Now, I’m 37. I have no children, and have never been pregnant. I did what I was taught—get married first, then have children. My ex not only left me an HPV present, but he left just as we agreed to start trying for a child. (FML) I kept telling myself through all of my abnormal paps, "God is preserving my organs for a child, right?" Apparently not.

I’ve waited for Mr. Right for a very long time, in vain. I sat in my gyno’s office a few weeks ago and she began asking about my periods. I gave her the rundown—my cramps last 7 days, my periods last 7 to 8 days, and are VERY heavy. I may have a period twice a month, maybe only once.
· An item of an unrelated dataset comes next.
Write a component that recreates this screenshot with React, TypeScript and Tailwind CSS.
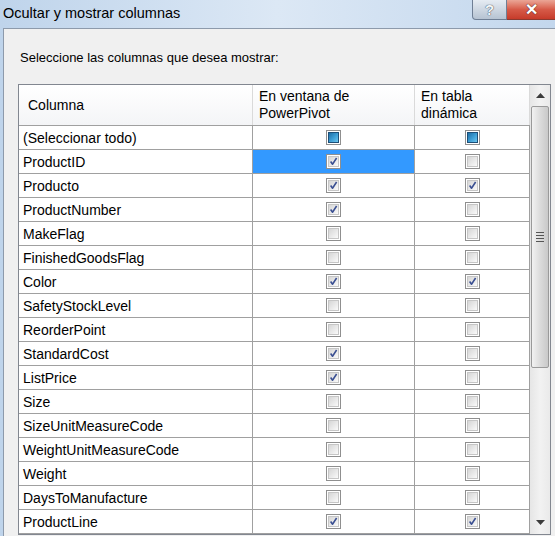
import React from "react";

type Estado = "on" | "off" | "mixed";

const FILAS: { nombre: string; ventana: Estado; tabla: Estado }[] = [
  { nombre: "(Seleccionar todo)", ventana: "mixed", tabla: "mixed" },
  { nombre: "ProductID", ventana: "on", tabla: "off" },
  { nombre: "Producto", ventana: "on", tabla: "on" },
  { nombre: "ProductNumber", ventana: "on", tabla: "off" },
  { nombre: "MakeFlag", ventana: "off", tabla: "off" },
  { nombre: "FinishedGoodsFlag", ventana: "off", tabla: "off" },
  { nombre: "Color", ventana: "on", tabla: "on" },
  { nombre: "SafetyStockLevel", ventana: "off", tabla: "off" },
  { nombre: "ReorderPoint", ventana: "off", tabla: "off" },
  { nombre: "StandardCost", ventana: "on", tabla: "off" },
  { nombre: "ListPrice", ventana: "on", tabla: "off" },
  { nombre: "Size", ventana: "off", tabla: "off" },
  { nombre: "SizeUnitMeasureCode", ventana: "off", tabla: "off" },
  { nombre: "WeightUnitMeasureCode", ventana: "off", tabla: "off" },
  { nombre: "Weight", ventana: "off", tabla: "off" },
  { nombre: "DaysToManufacture", ventana: "off", tabla: "off" },
  { nombre: "ProductLine", ventana: "on", tabla: "on" },
];

function Casilla({ estado }: { estado: Estado }) {
  if (estado === "mixed") {
    return (
      <span className="flex h-[15px] w-[15px] border border-[#8f8f8f] bg-white p-[1px]">
        <span className="h-full w-full border border-[#1d4f78] bg-gradient-to-br from-[#1f6fa6] via-[#3b9bd2] to-[#6cc6ee]" />
      </span>
    );
  }
  return (
    <span className="flex h-[15px] w-[15px] border border-[#8f8f8f] bg-white p-[1px]">
      <span className="flex h-full w-full items-center justify-center border border-[#c6c6c6] bg-gradient-to-br from-[#d6d6d6] to-[#fafafa]">
        {estado === "on" && (
          <svg width="11" height="11" viewBox="0 0 11 11">
            <path d="M2 5.5 L4.3 8.8 L9.3 1.2" fill="none" stroke="#3a4f92" strokeWidth="1.9" strokeLinejoin="round" />
          </svg>
        )}
      </span>
    </span>
  );
}

function BarraDesplazamiento() {
  return (
    <div className="flex w-[21px] flex-col bg-gradient-to-r from-[#e6e6e6] via-[#f2f2f2] to-[#eaeaea]">
      <div className="flex h-[21px] items-center justify-center">
        <svg width="9" height="5" viewBox="0 0 9 5">
          <path d="M4.5 0 L9 5 L0 5 Z" fill="#3c3c3c" />
        </svg>
      </div>
      <div className="mx-[1px] flex h-[262px] items-center justify-center rounded-[2px] border border-[#9a9a9a] bg-gradient-to-r from-[#f2f2f2] via-[#dcdcdc] to-[#c9c9c9]">
        <div className="flex flex-col gap-[2px]">
          <span className="h-[1px] w-[8px] bg-[#555]" />
          <span className="h-[1px] w-[8px] bg-[#555]" />
          <span className="h-[1px] w-[8px] bg-[#555]" />
          <span className="h-[1px] w-[8px] bg-[#555]" />
        </div>
      </div>
      <div className="flex-1" />
      <div className="flex h-[22px] items-center justify-center pb-[2px]">
        <svg width="9" height="5" viewBox="0 0 9 5">
          <path d="M0 0 L9 0 L4.5 5 Z" fill="#3c3c3c" />
        </svg>
      </div>
    </div>
  );
}

export default function App() {
  return (
    <div className="relative flex h-[536px] w-[555px] flex-col overflow-hidden bg-gradient-to-r from-[#bfd4eb] via-[#dce8f5] to-[#c3d7ed] font-['Liberation_Sans',Arial,sans-serif] text-black">
      {/* barra de título */}
      <div className="flex h-[28px] items-start justify-between">
        <span className="pl-[3px] pt-[3px] text-[14.5px] text-[#000]">Ocultar y mostrar columnas</span>
        <div className="flex h-[20px]">
          <div className="flex w-[35px] items-center justify-center rounded-bl-[4px] border border-t-0 border-[#6f7f95] bg-gradient-to-b from-[#e6ecf3] to-[#b6c3d2]">
            <span className="text-[15px] font-bold leading-none text-[#f4f6f8] [text-shadow:0_0_1px_#3e4a5a,0_0_1px_#3e4a5a]">?</span>
          </div>
          <div className="flex w-[48px] items-center justify-center border-b border-[#8a3a30] bg-gradient-to-b from-[#eaa596] via-[#d65a48] to-[#c63b2a]">
            <span className="text-[16px] font-bold leading-none text-white [text-shadow:0_0_1px_#5a1e16,0_0_1px_#5a1e16]">✕</span>
          </div>
        </div>
      </div>

      {/* cuerpo */}
      <div className="ml-[3px] flex flex-1 flex-col border-l border-t border-[#8d9aab] bg-[#f0f0f0]">
        <p className="ml-[16px] mt-[21px] text-[13px] leading-[16px]">Seleccione las columnas que desea mostrar:</p>

        <div className="ml-[14px] mt-[18px] flex w-[533px] border border-[#828790] bg-white">
          <div className="flex w-[511px] flex-col">
            <div className="flex h-[41px] border-b border-[#a0a0a0] bg-gradient-to-b from-white to-[#f4f5f7] text-[14px] leading-[17px]">
              <div className="flex w-[234px] items-center border-r border-[#dadada] pl-[9px]">Columna</div>
              <div className="flex w-[162px] flex-col justify-center border-r border-[#dadada] pl-[6px]">
                <span>En ventana de</span>
                <span>PowerPivot</span>
              </div>
              <div className="flex w-[115px] flex-col justify-center border-r border-[#dadada] pl-[6px]">
                <span>En tabla</span>
                <span>dinámica</span>
              </div>
            </div>
            {FILAS.map((f) => (
              <div key={f.nombre} className="flex h-[24px] border-b border-[#a0a0a0] text-[14px]">
                <div className="flex w-[234px] items-center border-r border-[#a0a0a0] pl-[4px] pt-[1px]">{f.nombre}</div>
                <div className={`flex w-[162px] items-center justify-center border-r border-[#a0a0a0] ${f.nombre === "ProductID" ? "bg-[#3399ff]" : ""}`}>
                  <Casilla estado={f.ventana} />
                </div>
                <div className="flex w-[115px] items-center justify-center border-r border-[#a0a0a0]">
                  <Casilla estado={f.tabla} />
                </div>
              </div>
            ))}
          </div>
          <BarraDesplazamiento />
        </div>
      </div>
    </div>
  );
}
You never know until it happens. I’ve had periods since the age of 10. I have other issues that have popped up in recent months that I won’t describe here. (TMI)

She told me that my options have ended, and offered me a hysterectomy. I told her I wanted to wait for more vacation and more money. But honestly, I wanted time to think about it. I was shocked at her offer, and left her office in shock. She told me to call anytime that I’m ready.

I am at that age where pregnancy means taking on huge developmental risks for that child. I’m at a high risk for infertility and miscarriage. And let’s face it—I’m not even in a relationship!!!!!

My mom asked me tonight why I am waiting to have surgery, and I told her that I know what will happen: I will say, “Let’s do it”, and I will emotionally break. As soon as I said that to my mom, I nearly broke. As tears rolled down my face and my lips quivered, I told my parents, “You guys have to realize how hard it is. It’s hard to go to church and see these young couples talk about God bringing them together. And you see them having babies, and saying that God gave them this gift. It makes you feel worthless. Like God hates you or is playing favorites. I can’t look at that anymore! But the day I give in to being barren will be the first day of many, many tears. ”

And so, the reality is setting in. I haven’t been to church in a while for a number of reasons. This is one of them. There is a part of me that thinks it’s pointless, because God isn’t listening anyway. And I am concluding that it is time for a hysterectomy. I’m tired of waiting. Tired of wanting. Tired of hope. The older I get, the scarier the thought of bringing a child into the world. I am only up for it if I’m in a healthy relationship, and I’m not even close to that.

I was talking to my friend Randall the other night about relationships. I told him, “In a perfect world, a man would come up to me and ask me out, and I would say, ‘here is a book called Love is a Choice, about overcoming codependency. Read it, think about it, and then call me if you are still interested.’ And months later he would call me, still interested, but emotionally healthier than before.” Randall laughed and said, “No, in the perfect world, he would say, ‘Oh, that book? I already own it. It’s helped me tremendously.’ Then you would KNOW it was a match made in heaven.” He is so right. And well, this isn’t a perfect world, is it?

Now, it's out in the open. The conversation with my parents, and this blog, make it real. So I guess the next step is: when shall I do it?